Business is not personal but when we have a lack of boundaries it can feel extremely personal. Putting in structures to serve you, your business, and your client too, will make you feel much more supported, and the whole process more enjoyable - for all parties.
You write, ‘I've had a sticky situation with both a client and a friend’. A wise woman once said to me ‘The way you do one thing is the way you do everything’. You can do your own research here, it's staggering and actually why I now enjoy the washing up!
It won't just be in your business you are allowing people to take advantage of you. Start to observe how this behaviour presents itself in ordinary moments every day - at the corner shop, with a friend over a coffee. Allow your mind to be blown by how easy you try to make things for others and how hard you can make things for yourself.
You deserve to be happy. Boundaries are a way of giving yourself the freedom to feel more energised, more inspired, and ultimately, more at ease.
It's time to learn to love the sound of saying no. Begin a new relationship with your voice, and appreciate hearing yourself speak up. This is how you will build trust with yourself. Then watch as your self-esteem starts to grow as you build your boundaries and reconnect to your self-worth.

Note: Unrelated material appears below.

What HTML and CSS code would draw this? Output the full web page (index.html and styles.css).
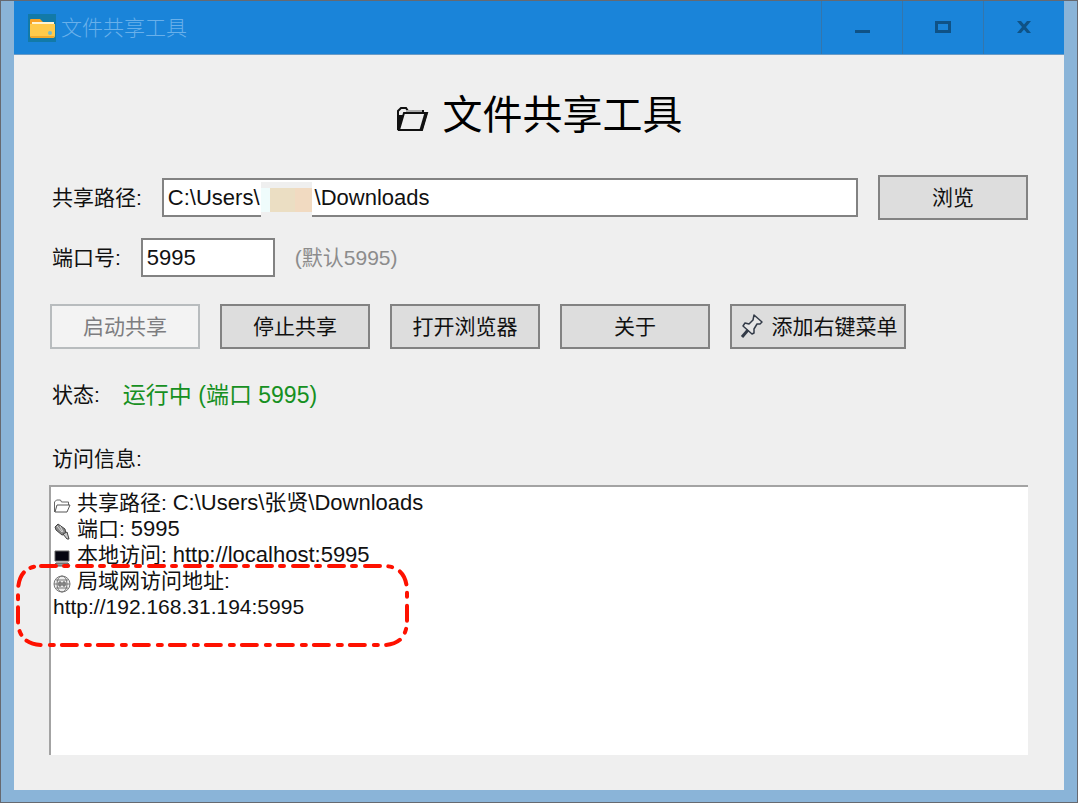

When we say ‘no’ and mean it others are able to respect our ‘no’ and support us in upholding it. Therefore my question is this, what is your relationship to the word ‘no’, and how does it make you feel when you say it?
My invitation to you is to start saying ‘no’ to small things within the ordinary nature of your day. Offered a cup of tea, but not thirsty, try saying, ‘No, thank you’. Lean into the possibility of offending someone and sit in how uncomfortable you feel. This is your spiritual gym now.
Be ok with disappointing others and start finding the joy in saying yes to yourself.